Thermodynamically Optimal Regularization under Information-Geometric Constraints

TL;DR

This paper establishes a unifying geometric and thermodynamic framework for understanding regularization in machine learning, linking optimality, information geometry, and energy efficiency, and introduces new principles for designing regularization schemes.

Contribution

It provides a theoretical foundation connecting thermodynamic optimality and information geometry to regularization, deriving unique geometries and critiquing classical methods.

Findings

Fisher--Rao metric is the unique geometry for belief space.

Thermodynamically optimal regularization minimizes Fisher--Rao distance.

Classical regularization schemes are structurally incapable of ensuring thermodynamic optimality.

Abstract

Modern machine learning relies on a collection of empirically successful but theoretically heterogeneous regularization techniques, such as weight decay, dropout, and exponential moving averages. At the same time, the rapidly increasing energetic cost of training large models raises the question of whether learning algorithms approach any fundamental efficiency bound. In this work, we propose a unifying theoretical framework connecting thermodynamic optimality, information geometry, and regularization. Under three explicit assumptions -- (A1) that optimality requires an intrinsic, parametrization-invariant measure of information, (A2) that belief states are modeled by maximum-entropy distributions under known constraints, and (A3) that optimal processes are quasi-static -- we prove a conditional optimality theorem. Specifically, the Fisher--Rao metric is the unique admissible geometry on belief space, and thermodynamically optimal regularization corresponds to minimizing squared Fisher--Rao distance to a reference state.
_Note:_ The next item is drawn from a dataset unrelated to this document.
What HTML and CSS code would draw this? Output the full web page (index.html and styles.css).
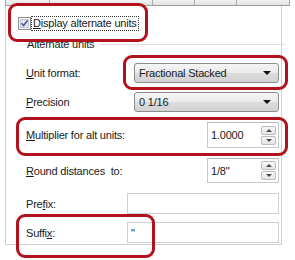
FILE: index.html
```html
<!DOCTYPE html>
<html>
<head>
<meta charset="utf-8">
<link rel="stylesheet" href="styles.css">
</head>
<body>
<div class="tabs">
  <div class="tab t1"></div>
  <div class="tab t2"></div>
  <div class="tab t3"></div>
  <div class="tab t4"></div>
  <div class="tab t5"></div>
</div>
<div class="panel">
  <div class="check-row">
    <svg class="checkbox" width="13" height="13" viewBox="0 0 13 13">
      <rect x="0.5" y="0.5" width="12" height="12" fill="#f4f4f4" stroke="#8e8f8f"/>
      <rect x="2.5" y="2.5" width="8" height="8" fill="#e3e6ee" stroke="#c4c8d4"/>
      <path d="M3.5 6.2 L5.6 8.6 L9.6 3.4" fill="none" stroke="#4b5c95" stroke-width="1.6"/>
    </svg>
    <span class="check-label"><u>D</u>isplay alternate units</span>
  </div>
  <div class="group">
    <div class="legend"><span>Alternate units</span><span class="legend-line"></span></div>
    <div class="rows">
      <div class="row r-unit">
        <span class="label"><u>U</u>nit format:</span>
        <div class="combo"><span>Fractional Stacked</span><span class="arrow"></span></div>
      </div>
      <div class="row r-prec">
        <span class="label"><u>P</u>recision</span>
        <div class="combo"><span>0 1/16</span><span class="arrow"></span></div>
      </div>
      <div class="row r-mult">
        <span class="label"><u>M</u>ultiplier for alt units:</span>
        <div class="spin"><span>1.0000</span><span class="spin-btns"><span class="sb up"></span><span class="sb down"></span></span></div>
      </div>
      <div class="row r-round">
        <span class="label"><u>R</u>ound distances&nbsp; to:</span>
        <div class="spin"><span>1/8"</span><span class="spin-btns"><span class="sb up"></span><span class="sb down"></span></span></div>
      </div>
      <div class="row r-prefix">
        <span class="label">Pre<u>f</u>ix:</span>
        <div class="text-input"></div>
      </div>
      <div class="row r-suffix">
        <span class="label">Suffi<u>x</u>:</span>
        <div class="text-input"><span>"</span></div>
      </div>
    </div>
  </div>
</div>
<div class="hl hl1"></div>
<div class="hl hl2"></div>
<div class="hl hl3"></div>
<div class="hl hl4"></div>
</body>
</html>
```
FILE: styles.css
```css
html, body {
  margin: 0;
  padding: 0;
}
body {
  width: 295px;
  height: 260px;
  background: #fff;
  font-family: "Liberation Sans", Arial, sans-serif;
  font-size: 11px;
  letter-spacing: -0.2px;
  color: #1a1a1a;
  position: relative;
  overflow: hidden;
}
u {
  text-decoration: underline;
  text-underline-offset: 1px;
}
.tabs {
  display: flex;
  height: 6px;
  margin-left: 5px;
  width: 285px;
}
.tab {
  box-sizing: border-box;
  height: 6px;
  background: linear-gradient(#f2f2f2, #e2e2e2);
  border-right: 1px solid #a9a9a9;
  border-bottom: 1px solid #9e9e9e;
}
.t1 { width: 45px; border-left: 1px solid #a9a9a9; }
.t2 { width: 103px; }
.t3 { width: 42px; }
.t4 { width: 42px; }
.t5 { width: 53px; }
.panel {
  box-sizing: border-box;
  margin-left: 5px;
  width: 277px;
  height: 239px;
  border-left: 1px solid #cfcfcf;
  border-right: 1px solid #cfcfcf;
  border-bottom: 1px solid #cfcfcf;
  padding-top: 11px;
}
.check-row {
  display: flex;
  align-items: center;
  height: 13px;
  padding-left: 12px;
}
.checkbox {
  flex: none;
  display: block;
}
.check-label {
  margin-left: 1px;
  padding: 0 1px;
  line-height: 13px;
  outline: 1px dotted #333;
  outline-offset: 0;
}
.group {
  margin-top: 7px;
}
.legend {
  display: flex;
  align-items: center;
  height: 14px;
  padding-left: 21px;
}
.legend-line {
  flex: 1;
  margin-left: 6px;
  border-top: 1px solid #dcdcdc;
  margin-right: -4px;
}
.rows {
  display: flex;
  flex-direction: column;
  padding: 12px 2px 0 20px;
}
.row {
  display: flex;
  align-items: center;
  justify-content: space-between;
}
.r-unit { height: 20px; }
.r-prec { height: 20px; margin-top: 9px; }
.r-mult { height: 26px; margin-top: 10px; }
.r-round { height: 25px; margin-top: 10px; }
.r-prefix { height: 21px; margin-top: 10px; }
.r-suffix { height: 21px; margin-top: 8px; }
.label {
  white-space: nowrap;
}
.combo {
  box-sizing: border-box;
  width: 145px;
  height: 20px;
  border: 1px solid #8d8d8d;
  border-radius: 3px;
  background: linear-gradient(#f5f5f5 0%, #ebebeb 50%, #dcdcdc 51%, #d2d2d2 100%);
  display: flex;
  align-items: center;
  justify-content: space-between;
  padding: 0 7px 0 4px;
}
.arrow {
  width: 0;
  height: 0;
  border-left: 4px solid transparent;
  border-right: 4px solid transparent;
  border-top: 4px solid #111;
}
.spin {
  box-sizing: border-box;
  width: 72px;
  height: 100%;
  border: 1px solid #c6c8cc;
  border-top-color: #b5b7bb;
  background: #fff;
  display: flex;
  align-items: center;
  justify-content: space-between;
  padding: 0 2px 0 3px;
}
.spin-btns {
  display: flex;
  flex-direction: column;
  gap: 1px;
}
.sb {
  box-sizing: border-box;
  width: 15px;
  height: 9px;
  border: 1px solid #b9bcc2;
  border-radius: 2px;
  background: linear-gradient(#f8f8f8, #e4e4e4);
  display: flex;
  align-items: center;
  justify-content: center;
}
.sb::after {
  content: "";
  width: 0;
  height: 0;
  border-left: 3px solid transparent;
  border-right: 3px solid transparent;
}
.up::after { border-bottom: 3px solid #4a4a4a; }
.down::after { border-top: 3px solid #4a4a4a; }
.text-input {
  box-sizing: border-box;
  width: 152px;
  height: 21px;
  border: 1px solid #cdcfd3;
  background: #fff;
  padding: 3px 3px;
  line-height: 14px;
}
.hl {
  position: absolute;
  box-sizing: border-box;
  border: 3px solid #b2121c;
  border-radius: 9px;
}
.hl1 { left: 8px; top: 3px; width: 140px; height: 39px; }
.hl2 { left: 123px; top: 55px; width: 165px; height: 35px; }
.hl3 { left: 16px; top: 117px; width: 272px; height: 39px; }
.hl4 { left: 16px; top: 214px; width: 139px; height: 44px; }
```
We derive the induced geometries for Gaussian and circular belief models, yielding hyperbolic and von Mises manifolds, respectively, and show that classical regularization schemes are structurally incapable of guaranteeing thermodynamic optimality. We introduce a notion of thermodynamic efficiency of learning and propose experimentally testable predictions. This work provides a principled geometric and thermodynamic foundation for regularization in machine learning.